Information provided:
+++

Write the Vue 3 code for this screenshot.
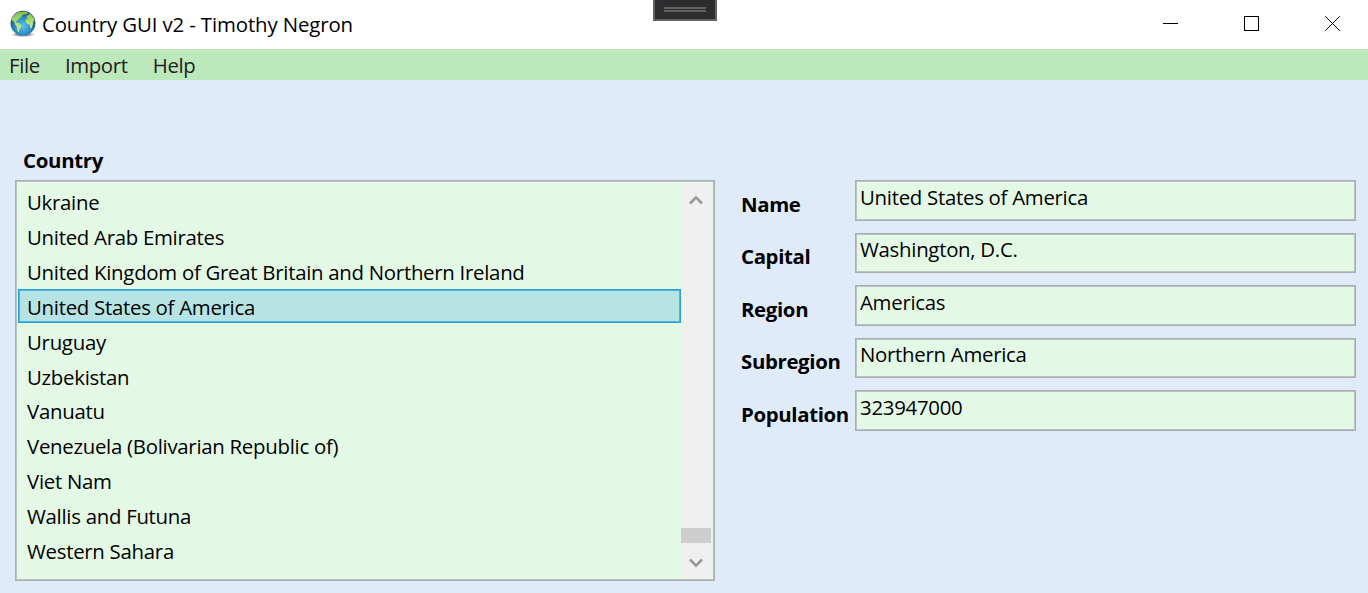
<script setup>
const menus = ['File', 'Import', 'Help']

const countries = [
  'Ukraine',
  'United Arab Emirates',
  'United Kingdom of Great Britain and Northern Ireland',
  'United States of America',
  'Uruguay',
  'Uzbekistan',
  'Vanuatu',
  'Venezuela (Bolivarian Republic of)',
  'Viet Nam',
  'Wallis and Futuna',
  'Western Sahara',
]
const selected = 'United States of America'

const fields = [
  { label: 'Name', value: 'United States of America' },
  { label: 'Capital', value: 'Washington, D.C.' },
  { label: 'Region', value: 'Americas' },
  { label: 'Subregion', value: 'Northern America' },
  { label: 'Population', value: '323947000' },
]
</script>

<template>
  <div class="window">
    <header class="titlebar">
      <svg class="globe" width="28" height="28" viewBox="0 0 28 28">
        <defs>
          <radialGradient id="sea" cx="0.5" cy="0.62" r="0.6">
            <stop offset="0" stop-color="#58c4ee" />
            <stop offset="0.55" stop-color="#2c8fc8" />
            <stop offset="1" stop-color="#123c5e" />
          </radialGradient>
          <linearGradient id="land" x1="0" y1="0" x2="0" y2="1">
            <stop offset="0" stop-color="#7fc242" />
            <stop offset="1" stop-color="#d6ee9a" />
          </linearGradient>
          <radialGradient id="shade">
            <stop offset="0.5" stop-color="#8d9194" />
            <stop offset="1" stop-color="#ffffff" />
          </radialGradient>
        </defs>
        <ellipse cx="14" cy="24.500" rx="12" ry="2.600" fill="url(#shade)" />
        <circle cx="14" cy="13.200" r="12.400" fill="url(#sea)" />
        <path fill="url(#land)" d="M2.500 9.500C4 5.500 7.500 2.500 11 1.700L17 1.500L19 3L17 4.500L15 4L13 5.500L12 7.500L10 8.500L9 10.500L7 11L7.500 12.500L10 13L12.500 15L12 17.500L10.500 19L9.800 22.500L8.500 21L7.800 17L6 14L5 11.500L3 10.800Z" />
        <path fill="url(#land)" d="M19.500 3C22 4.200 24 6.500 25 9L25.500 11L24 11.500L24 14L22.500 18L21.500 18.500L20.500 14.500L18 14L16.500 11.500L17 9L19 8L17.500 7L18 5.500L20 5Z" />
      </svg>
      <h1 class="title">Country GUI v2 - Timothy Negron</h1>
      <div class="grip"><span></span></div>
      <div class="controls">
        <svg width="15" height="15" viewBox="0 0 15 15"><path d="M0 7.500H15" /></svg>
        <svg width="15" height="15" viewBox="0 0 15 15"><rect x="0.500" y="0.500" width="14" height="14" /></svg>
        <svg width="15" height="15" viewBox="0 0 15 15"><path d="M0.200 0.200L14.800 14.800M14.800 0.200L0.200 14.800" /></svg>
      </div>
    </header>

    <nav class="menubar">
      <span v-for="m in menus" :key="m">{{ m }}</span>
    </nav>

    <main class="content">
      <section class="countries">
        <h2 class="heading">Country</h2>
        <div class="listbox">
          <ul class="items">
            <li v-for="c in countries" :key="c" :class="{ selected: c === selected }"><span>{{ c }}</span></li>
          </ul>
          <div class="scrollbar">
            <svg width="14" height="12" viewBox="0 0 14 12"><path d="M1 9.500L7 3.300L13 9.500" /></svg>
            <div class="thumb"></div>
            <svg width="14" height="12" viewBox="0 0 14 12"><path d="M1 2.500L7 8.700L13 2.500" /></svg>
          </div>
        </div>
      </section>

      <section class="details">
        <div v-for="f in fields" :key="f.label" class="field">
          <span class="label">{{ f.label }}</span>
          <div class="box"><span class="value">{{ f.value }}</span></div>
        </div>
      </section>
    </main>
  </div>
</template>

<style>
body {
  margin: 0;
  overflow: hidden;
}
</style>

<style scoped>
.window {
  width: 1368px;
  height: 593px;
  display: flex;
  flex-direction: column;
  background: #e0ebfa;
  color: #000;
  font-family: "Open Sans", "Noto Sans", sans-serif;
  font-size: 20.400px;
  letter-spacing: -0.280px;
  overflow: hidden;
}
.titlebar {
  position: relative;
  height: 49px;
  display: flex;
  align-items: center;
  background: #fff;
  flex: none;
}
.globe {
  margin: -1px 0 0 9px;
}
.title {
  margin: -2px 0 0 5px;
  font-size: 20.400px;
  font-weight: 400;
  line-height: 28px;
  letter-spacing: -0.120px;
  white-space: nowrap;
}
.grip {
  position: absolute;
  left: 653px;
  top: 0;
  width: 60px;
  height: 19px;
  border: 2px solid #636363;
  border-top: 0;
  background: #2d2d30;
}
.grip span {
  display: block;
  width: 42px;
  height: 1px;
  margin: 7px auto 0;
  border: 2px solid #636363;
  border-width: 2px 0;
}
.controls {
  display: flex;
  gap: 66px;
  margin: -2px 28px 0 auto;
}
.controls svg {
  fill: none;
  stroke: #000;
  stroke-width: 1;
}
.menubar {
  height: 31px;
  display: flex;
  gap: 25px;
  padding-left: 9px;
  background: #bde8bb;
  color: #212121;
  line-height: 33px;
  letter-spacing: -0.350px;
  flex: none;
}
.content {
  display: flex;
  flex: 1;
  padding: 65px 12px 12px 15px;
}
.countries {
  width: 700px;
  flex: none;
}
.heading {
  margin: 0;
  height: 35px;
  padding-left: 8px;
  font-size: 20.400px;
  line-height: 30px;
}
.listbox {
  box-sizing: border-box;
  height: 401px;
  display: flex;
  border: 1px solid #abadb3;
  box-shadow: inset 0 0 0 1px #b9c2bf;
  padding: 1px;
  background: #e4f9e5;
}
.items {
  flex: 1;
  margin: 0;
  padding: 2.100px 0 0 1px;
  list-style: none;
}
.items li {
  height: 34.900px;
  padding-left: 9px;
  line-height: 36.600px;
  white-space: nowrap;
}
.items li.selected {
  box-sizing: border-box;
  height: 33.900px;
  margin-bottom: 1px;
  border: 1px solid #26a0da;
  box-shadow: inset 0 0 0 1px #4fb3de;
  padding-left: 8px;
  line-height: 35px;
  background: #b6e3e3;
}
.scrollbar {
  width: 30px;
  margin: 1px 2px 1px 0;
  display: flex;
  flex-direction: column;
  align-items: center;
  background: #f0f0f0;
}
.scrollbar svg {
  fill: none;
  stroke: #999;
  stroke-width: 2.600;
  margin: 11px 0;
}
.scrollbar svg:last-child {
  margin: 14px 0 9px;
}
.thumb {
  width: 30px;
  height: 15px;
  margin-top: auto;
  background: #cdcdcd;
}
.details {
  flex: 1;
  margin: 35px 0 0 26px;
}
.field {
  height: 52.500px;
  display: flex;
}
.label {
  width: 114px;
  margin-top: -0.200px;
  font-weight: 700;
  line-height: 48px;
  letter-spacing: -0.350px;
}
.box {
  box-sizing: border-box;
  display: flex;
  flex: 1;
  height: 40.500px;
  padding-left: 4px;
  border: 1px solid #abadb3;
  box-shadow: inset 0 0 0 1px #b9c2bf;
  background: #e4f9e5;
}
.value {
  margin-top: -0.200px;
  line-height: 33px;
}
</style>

+++

Required work: Transcribe all the lines above exactly, apart from the pictures.

Answer to this task:
Write the Vue 3 code for this screenshot.
<script setup>
const menus = ['File', 'Import', 'Help']

const countries = [
  'Ukraine',
  'United Arab Emirates',
  'United Kingdom of Great Britain and Northern Ireland',
  'United States of America',
  'Uruguay',
  'Uzbekistan',
  'Vanuatu',
  'Venezuela (Bolivarian Republic of)',
  'Viet Nam',
  'Wallis and Futuna',
  'Western Sahara',
]
const selected = 'United States of America'

const fields = [
  { label: 'Name', value: 'United States of America' },
  { label: 'Capital', value: 'Washington, D.C.' },
  { label: 'Region', value: 'Americas' },
  { label: 'Subregion', value: 'Northern America' },
  { label: 'Population', value: '323947000' },
]
</script>

<template>
  <div class="window">
    <header class="titlebar">
      <svg class="globe" width="28" height="28" viewBox="0 0 28 28">
        <defs>
          <radialGradient id="sea" cx="0.5" cy="0.62" r="0.6">
            <stop offset="0" stop-color="#58c4ee" />
            <stop offset="0.55" stop-color="#2c8fc8" />
            <stop offset="1" stop-color="#123c5e" />
          </radialGradient>
          <linearGradient id="land" x1="0" y1="0" x2="0" y2="1">
            <stop offset="0" stop-color="#7fc242" />
            <stop offset="1" stop-color="#d6ee9a" />
          </linearGradient>
          <radialGradient id="shade">
            <stop offset="0.5" stop-color="#8d9194" />
            <stop offset="1" stop-color="#ffffff" />
          </radialGradient>
        </defs>
        <ellipse cx="14" cy="24.500" rx="12" ry="2.600" fill="url(#shade)" />
        <circle cx="14" cy="13.200" r="12.400" fill="url(#sea)" />
        <path fill="url(#land)" d="M2.500 9.500C4 5.500 7.500 2.500 11 1.700L17 1.500L19 3L17 4.500L15 4L13 5.500L12 7.500L10 8.500L9 10.500L7 11L7.500 12.500L10 13L12.500 15L12 17.500L10.500 19L9.800 22.500L8.500 21L7.800 17L6 14L5 11.500L3 10.800Z" />
        <path fill="url(#land)" d="M19.500 3C22 4.200 24 6.500 25 9L25.500 11L24 11.500L24 14L22.500 18L21.500 18.500L20.500 14.500L18 14L16.500 11.500L17 9L19 8L17.500 7L18 5.500L20 5Z" />
      </svg>
      <h1 class="title">Country GUI v2 - Timothy Negron</h1>
      <div class="grip"><span></span></div>
      <div class="controls">
        <svg width="15" height="15" viewBox="0 0 15 15"><path d="M0 7.500H15" /></svg>
        <svg width="15" height="15" viewBox="0 0 15 15"><rect x="0.500" y="0.500" width="14" height="14" /></svg>
        <svg width="15" height="15" viewBox="0 0 15 15"><path d="M0.200 0.200L14.800 14.800M14.800 0.200L0.200 14.800" /></svg>
      </div>
    </header>

    <nav class="menubar">
      <span v-for="m in menus" :key="m">{{ m }}</span>
    </nav>

    <main class="content">
      <section class="countries">
        <h2 class="heading">Country</h2>
        <div class="listbox">
          <ul class="items">
            <li v-for="c in countries" :key="c" :class="{ selected: c === selected }"><span>{{ c }}</span></li>
          </ul>
          <div class="scrollbar">
            <svg width="14" height="12" viewBox="0 0 14 12"><path d="M1 9.500L7 3.300L13 9.500" /></svg>
            <div class="thumb"></div>
            <svg width="14" height="12" viewBox="0 0 14 12"><path d="M1 2.500L7 8.700L13 2.500" /></svg>
          </div>
        </div>
      </section>

      <section class="details">
        <div v-for="f in fields" :key="f.label" class="field">
          <span class="label">{{ f.label }}</span>
          <div class="box"><span class="value">{{ f.value }}</span></div>
        </div>
      </section>
    </main>
  </div>
</template>

<style>
body {
  margin: 0;
  overflow: hidden;
}
</style>

<style scoped>
.window {
  width: 1368px;
  height: 593px;
  display: flex;
  flex-direction: column;
  background: #e0ebfa;
  color: #000;
  font-family: "Open Sans", "Noto Sans", sans-serif;
  font-size: 20.400px;
  letter-spacing: -0.280px;
  overflow: hidden;
}
.titlebar {
  position: relative;
  height: 49px;
  display: flex;
  align-items: center;
  background: #fff;
  flex: none;
}
.globe {
  margin: -1px 0 0 9px;
}
.title {
  margin: -2px 0 0 5px;
  font-size: 20.400px;
  font-weight: 400;
  line-height: 28px;
  letter-spacing: -0.120px;
  white-space: nowrap;
}
.grip {
  position: absolute;
  left: 653px;
  top: 0;
  width: 60px;
  height: 19px;
  border: 2px solid #636363;
  border-top: 0;
  background: #2d2d30;
}
.grip span {
  display: block;
  width: 42px;
  height: 1px;
  margin: 7px auto 0;
  border: 2px solid #636363;
  border-width: 2px 0;
}
.controls {
  display: flex;
  gap: 66px;
  margin: -2px 28px 0 auto;
}
.controls svg {
  fill: none;
  stroke: #000;
  stroke-width: 1;
}
.menubar {
  height: 31px;
  display: flex;
  gap: 25px;
  padding-left: 9px;
  background: #bde8bb;
  color: #212121;
  line-height: 33px;
  letter-spacing: -0.350px;
  flex: none;
}
.content {
  display: flex;
  flex: 1;
  padding: 65px 12px 12px 15px;
}
.countries {
  width: 700px;
  flex: none;
}
.heading {
  margin: 0;
  height: 35px;
  padding-left: 8px;
  font-size: 20.400px;
  line-height: 30px;
}
.listbox {
  box-sizing: border-box;
  height: 401px;
  display: flex;
  border: 1px solid #abadb3;
  box-shadow: inset 0 0 0 1px #b9c2bf;
  padding: 1px;
  background: #e4f9e5;
}
.items {
  flex: 1;
  margin: 0;
  padding: 2.100px 0 0 1px;
  list-style: none;
}
.items li {
  height: 34.900px;
  padding-left: 9px;
  line-height: 36.600px;
  white-space: nowrap;
}
.items li.selected {
  box-sizing: border-box;
  height: 33.900px;
  margin-bottom: 1px;
  border: 1px solid #26a0da;
  box-shadow: inset 0 0 0 1px #4fb3de;
  padding-left: 8px;
  line-height: 35px;
  background: #b6e3e3;
}
.scrollbar {
  width: 30px;
  margin: 1px 2px 1px 0;
  display: flex;
  flex-direction: column;
  align-items: center;
  background: #f0f0f0;
}
.scrollbar svg {
  fill: none;
  stroke: #999;
  stroke-width: 2.600;
  margin: 11px 0;
}
.scrollbar svg:last-child {
  margin: 14px 0 9px;
}
.thumb {
  width: 30px;
  height: 15px;
  margin-top: auto;
  background: #cdcdcd;
}
.details {
  flex: 1;
  margin: 35px 0 0 26px;
}
.field {
  height: 52.500px;
  display: flex;
}
.label {
  width: 114px;
  margin-top: -0.200px;
  font-weight: 700;
  line-height: 48px;
  letter-spacing: -0.350px;
}
.box {
  box-sizing: border-box;
  display: flex;
  flex: 1;
  height: 40.500px;
  padding-left: 4px;
  border: 1px solid #abadb3;
  box-shadow: inset 0 0 0 1px #b9c2bf;
  background: #e4f9e5;
}
.value {
  margin-top: -0.200px;
  line-height: 33px;
}
</style>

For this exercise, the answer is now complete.